For over 20 years, the video game community gathers in Québec every November at The Montréal International Game Summit. APM’s Jon Foster attended this year’s conference and shares his thoughts on Canada’s longest-running B2B video game conference.
What are the most critical takeaways from this year’s event and why?
MIGS 2025 stood out as an incredibly energizing event. It was intimate, well-curated, and full of the kinds of conversations that actually move the industry forward. The venue created a great atmosphere for real connection; those quick coffee run-ins often turned into deeper discussions about where games are headed and how we’re all adapting to new creative and technical realities.
What really impressed me was the quality and focus of the programming. Sessions on creative collaboration in audio development reinforced just how essential cross-discipline teamwork has become, while the panels diving into new AI capabilities sparked thoughtful conversations about both opportunities and challenges ahead. The content struck that rare balance of being practical, future-focused, and creatively inspiring.
As a first-time attendee and someone who attends larger conferences like GDC - I came away genuinely impressed. MIGS has established itself as a global-caliber event, one that’s absolutely worth attending if you’re looking to build meaningful relationships and explore new avenues for collaboration in the game industry.
Talk about specific panels you attended and what came out of those.
The “Creative Collaboration in Game Audio Development” panel was a major highlight for me. Hearing Oleksa Lozowchuk (Interleave), Rob Bridgett (SIE), Audrey Dubois (2K/Cloud Chamber), Bénédicte Ouimet (Ubisoft), and Louis-Philippe Dion (Haven Studio) break down the pillars of modern game audio was not only fascinating, but incredibly relevant to how I think about supporting developers with the right music.
A recurring theme was the power of a well-defined creative vision, or a north star, that guides audio decisions from day one. The panelists stressed how crucial it is to articulate that vision early and keep it alive throughout the production cycle, especially as teams scale and new voices join the project. I loved their emphasis on building teams that mix deeply experienced audio leads with newer team members who bring raw passion and fresh thinking. My biggest takeaway was that those early conversations, where abstract, often non-musical ideas get translated into clear musical direction, are absolutely essential. When the entire team shares a unified creative aim, it becomes far easier to keep everyone aligned all the way to launch.
Another session that left an impression was “The Role of Sound in Video Games,” where Jorge Peirano (Gameloft) used practical examples to show how audio shapes player experience on both technical and emotional levels. From directional cues that help players anticipate enemy proximity to musical and sonic moments that heighten intensity, it was a great reminder that audio isn’t just supportive, it’s foundational. Seeing gameplay clips stripped of sound versus fully mixed versions really reinforced how much we rely on audio for immersion, feedback, and satisfaction, especially in interactive spaces.

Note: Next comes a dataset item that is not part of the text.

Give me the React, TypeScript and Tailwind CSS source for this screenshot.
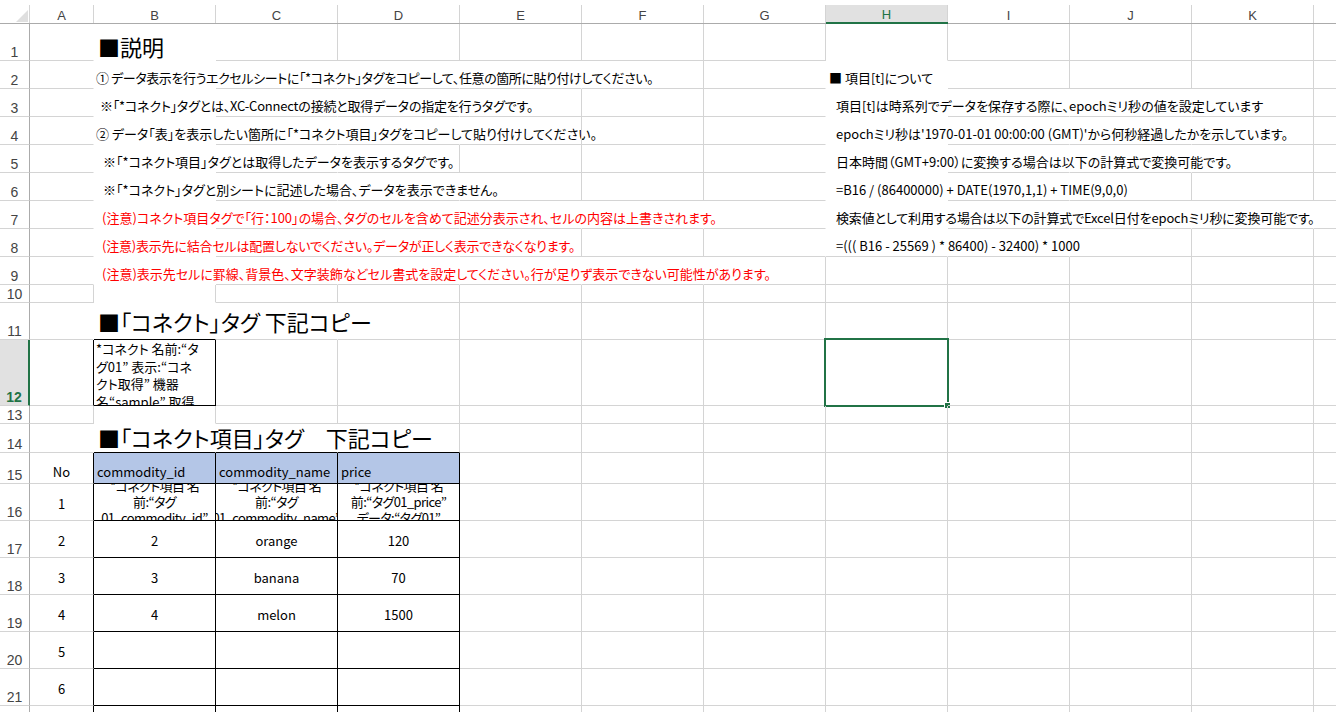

I also found the “Ubisoft and SOCAN Foundation Screen Music Lab” panel especially inspiring. Simon Landry (Ubisoft) and Julien Boumard Coallier (SOCAN Foundation) shared how the program nurtures emerging composers and gives them real opportunities to score interactive media. It was encouraging to see a major studio invest so intentionally in the next generation of game-music creators, and it underscored how much room there is for new voices in the space.
Finally, “Players as Creators: UGC in the Age of AI,” hosted by Andy Mauro (Storycraft), opened up one of the most forward-looking conversations of the week. The discussion explored what we do (and don’t) classify as UGC today, and showcased just how dramatically AI is reshaping development workflows. Seeing examples of a simple 2D image being transformed into a navigable 3D environment, or a solo developer building an entire game in weeks using AI-generated art pipelines, really challenged everyone’s assumptions about scale, creativity, and production velocity. It was one of the most talked-about panels for good reason.

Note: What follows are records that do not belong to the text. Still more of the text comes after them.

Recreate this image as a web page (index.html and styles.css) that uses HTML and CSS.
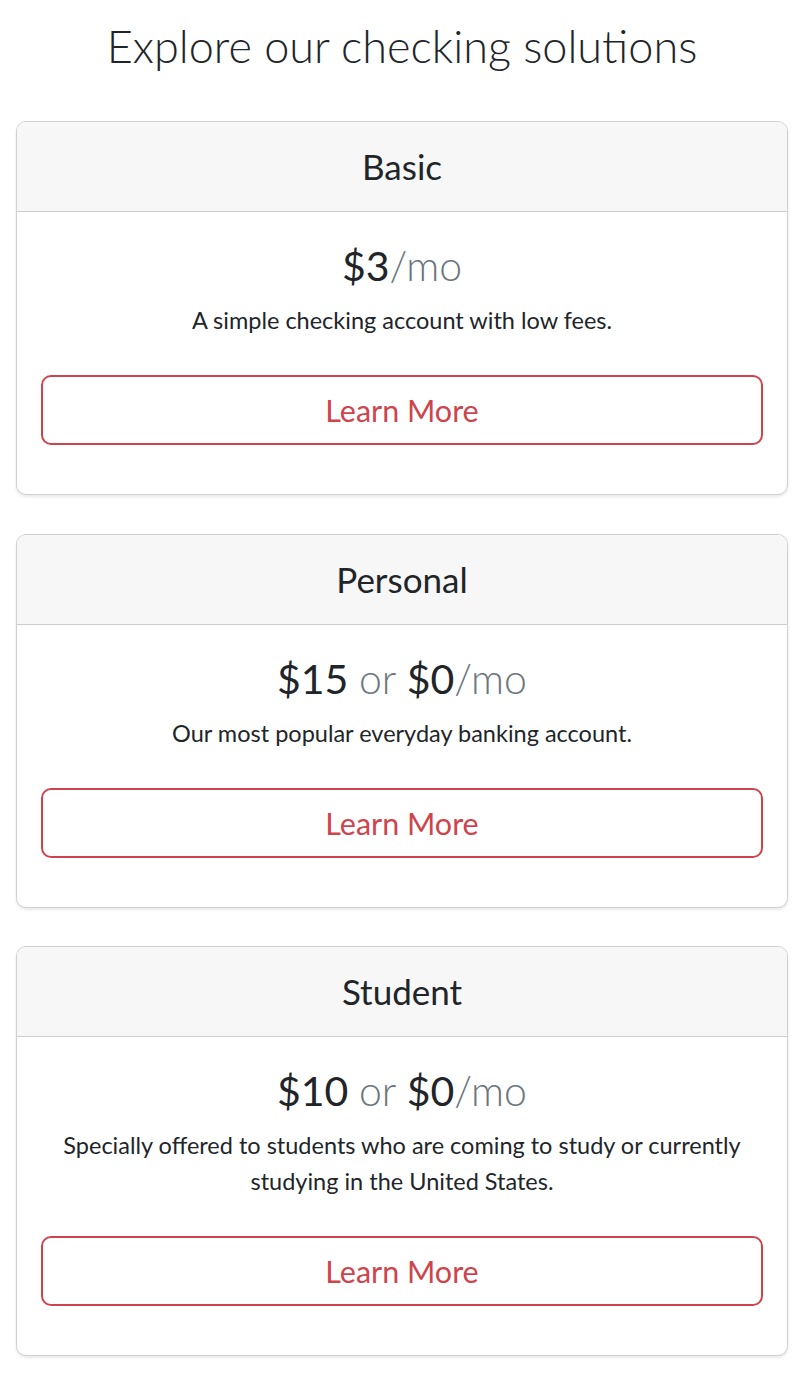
FILE: index.html
```html
<!DOCTYPE html>
<html lang="en">
<head>
<meta charset="utf-8">
<title>Explore our checking solutions</title>
<link rel="stylesheet" href="styles.css">
</head>
<body>
<main class="page">
  <h1 class="title">Explore our checking solutions</h1>
  <div class="cards">
    <section class="card">
      <header class="card-header"><h2>Basic</h2></header>
      <div class="card-body">
        <p class="price">$3<span class="muted">/mo</span></p>
        <p class="desc">A simple checking account with low fees.</p>
        <button class="btn">Learn More</button>
      </div>
    </section>
    <section class="card">
      <header class="card-header"><h2>Personal</h2></header>
      <div class="card-body">
        <p class="price">$15 <span class="muted">or</span> $0<span class="muted">/mo</span></p>
        <p class="desc">Our most popular everyday banking account.</p>
        <button class="btn">Learn More</button>
      </div>
    </section>
    <section class="card">
      <header class="card-header"><h2>Student</h2></header>
      <div class="card-body">
        <p class="price">$10 <span class="muted">or</span> $0<span class="muted">/mo</span></p>
        <p class="desc">Specially offered to students who are coming to study or currently studying in the United States.</p>
        <button class="btn">Learn More</button>
      </div>
    </section>
  </div>
</main>
</body>
</html>
```
FILE: styles.css
```css
* { box-sizing: border-box; }
html, body { margin: 0; padding: 0; background: #fff; }
body {
  font-family: Lato, "Open Sans", "Liberation Sans", sans-serif;
  color: #212529;
}
.page {
  padding: 0 24px 38px 16px;
}
.title {
  margin: 0;
  padding: 19px 0 0;
  height: 121px;
  text-align: center;
  font-weight: 300;
  font-size: 45px;
  line-height: 54px;
}
.cards {
  display: flex;
  flex-direction: column;
  gap: 38.5px;
}
.card {
  border: 1px solid #d0d0d0;
  border-radius: 10px;
  box-shadow: 0 2px 3px rgba(0,0,0,0.09);
  overflow: hidden;
  background: #fff;
}
.card-header {
  background: #f7f7f7;
  border-bottom: 1px solid #cdcdcd;
  height: 90px;
  display: flex;
  align-items: center;
  justify-content: center;
}
.card-header h2 {
  margin: 0;
  font-size: 35px;
  font-weight: 400;
  line-height: 1;
}
.card-body {
  padding: 24px 24px 49px;
  text-align: center;
}
.price {
  margin: 0;
  font-size: 41px;
  line-height: 60px;
  font-weight: 400;
}
.muted {
  color: #6c757d;
  font-weight: 300;
}
.desc {
  margin: 6px 0 37px;
  font-size: 23.5px;
  line-height: 36px;
}
.btn {
  display: block;
  width: 100%;
  height: 70px;
  border: 2px solid #cf444c;
  border-radius: 10px;
  background: #fff;
  color: #cf444c;
  font-family: inherit;
  font-size: 30.5px;
  padding: 0;
}
```
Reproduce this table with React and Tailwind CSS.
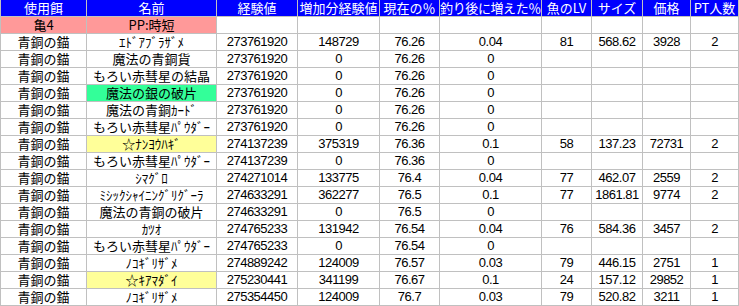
import React from 'react';

const HEADERS = ['使用餌', '名前', '経験値', '増加分経験値', '現在の％', '釣り後に増えた％', '魚のLV', 'サイズ', '価格', 'PT人数'];

// [name, nameBg, exp, gain, pct, inc, lv, size, price, pt]
const ROWS = [
  ['ｴﾄﾞｱﾌﾞﾗｻﾞﾒ', '', '273761920', '148729', '76.26', '0.04', '81', '568.62', '3928', '2'],
  ['魔法の青銅貨', '', '273761920', '0', '76.26', '0', '', '', '', ''],
  ['もろい赤彗星の結晶', '', '273761920', '0', '76.26', '0', '', '', '', ''],
  ['魔法の銀の破片', 'green', '273761920', '0', '76.26', '0', '', '', '', ''],
  ['魔法の青銅ｶｰﾄﾞ', '', '273761920', '0', '76.26', '0', '', '', '', ''],
  ['もろい赤彗星ﾊﾟｳﾀﾞｰ', '', '273761920', '0', '76.26', '0', '', '', '', ''],
  ['☆ﾅﾝﾖｳﾊｷﾞ', 'yellow', '274137239', '375319', '76.36', '0.1', '58', '137.23', '72731', '2'],
  ['もろい赤彗星ﾊﾟｳﾀﾞｰ', '', '274137239', '0', '76.36', '0', '', '', '', ''],
  ['ｼﾏｸﾞﾛ', '', '274271014', '133775', '76.4', '0.04', '77', '462.07', '2559', '2'],
  ['ﾐｼｯｸｼｬｲﾆﾝｸﾞﾘｸﾞｰﾗ', '', '274633291', '362277', '76.5', '0.1', '77', '1861.81', '9774', '2'],
  ['魔法の青銅の破片', '', '274633291', '0', '76.5', '0', '', '', '', ''],
  ['ｶﾂｵ', '', '274765233', '131942', '76.54', '0.04', '76', '584.36', '3457', '2'],
  ['もろい赤彗星ﾊﾟｳﾀﾞｰ', '', '274765233', '0', '76.54', '0', '', '', '', ''],
  ['ﾉｺｷﾞﾘｻﾞﾒ', '', '274889242', '124009', '76.57', '0.03', '79', '446.15', '2751', '1'],
  ['☆ｷｱﾏﾀﾞｲ', 'yellow', '275230441', '341199', '76.67', '0.1', '24', '157.12', '29852', '1'],
  ['ﾉｺｷﾞﾘｻﾞﾒ', '', '275354450', '124009', '76.7', '0.03', '79', '520.82', '3211', '1'],
];

const jp = { fontFamily: '"MS PGothic", "Noto Sans CJK JP", sans-serif' };
const num = { fontFamily: '"Liberation Sans", Arial, sans-serif' };

const nameBg = {
  '': 'bg-white',
  green: 'bg-[#33ff99]',
  yellow: 'bg-[#ffff99]',
};

function Cell({ children, className = 'bg-white', font = 'num' }) {
  return (
    <div
      className={`${className} h-4 flex items-center justify-center whitespace-nowrap leading-4 ${
        font === 'jp' ? 'text-[13px] text-black' : 'text-[13px] tracking-[-0.5px] text-black'
      }`}
      style={font === 'jp' ? jp : num}
    >
      {children}
    </div>
  );
}

export default function App() {
  return (
    <div className="w-[739px] h-[306px] bg-white">
      <div className="grid grid-cols-[85px_129px_80px_81px_59px_101px_49px_50px_47px_47px] auto-rows-[16px] gap-px bg-[#c0c0c0] pl-px pr-px pb-px">
        {HEADERS.map((h, i) => (
          <div
            key={h}
            className={`bg-[#0000ff] h-4 flex items-center justify-center whitespace-nowrap text-white leading-4 ${
              i === 5 ? 'text-[13px] tracking-[-0.4px]' : 'text-[13px]'
            }`}
            style={jp}
          >
            {h}
          </div>
        ))}

        <Cell className="bg-[#ff9999]" font="jp">亀4</Cell>
        <Cell className="bg-[#ff9999]" font="jp">PP:時短</Cell>
        {Array.from({ length: 8 }).map((_, i) => (
          <Cell key={i} />
        ))}

        {ROWS.map((r, ri) => (
          <React.Fragment key={ri}>
            <Cell font="jp">青銅の錨</Cell>
            <Cell className={nameBg[r[1]]} font="jp">{r[0]}</Cell>
            {r.slice(2).map((v, ci) => (
              <Cell key={ci}>{v}</Cell>
            ))}
          </React.Fragment>
        ))}
      </div>
    </div>
  );
}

How does music help Games tell powerful/entertaining stories and engage fans?
Music is often the final puzzle piece that elevates a game from “well-made” to genuinely memorable. It delivers the emotional clarity that visuals and gameplay alone can’t fully achieve. In many ways, it becomes the sonic identity of the world, an anchor players return to every time they step back into the experience.

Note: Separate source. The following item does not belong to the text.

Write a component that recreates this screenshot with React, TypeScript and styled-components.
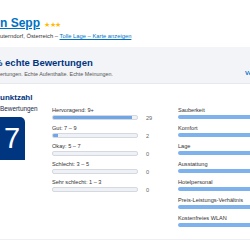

A great score transports us instantly. It can communicate mood, tension, and narrative intention before a single line of dialogue is spoken. We’ve all had that moment entering a new area in a game where, even without seeing a threat, the shift in music tells us danger is near. That subconscious guidance is part of what makes gameplay feel intuitive and alive.
Music also grounds us in the authenticity of the world. Think of the hundreds of diegetic tracks woven into Marvel’s Spider-Man 2 - coming from bars, restaurants, street performers, carnivals - that give Manhattan its lived-in texture. Those details make the city feel real, not just rendered.
And of course, there’s the power of an iconic theme. Whether it’s the unmistakable Norse choir of God of War or the electrifying builds and drops of “Die For You” from Valorant Champions, these musical moments become part of the cultural footprint of the game itself. They hype us up, stay in our heads long after we’ve put the controller down, and shape the emotional memory of the worlds we love.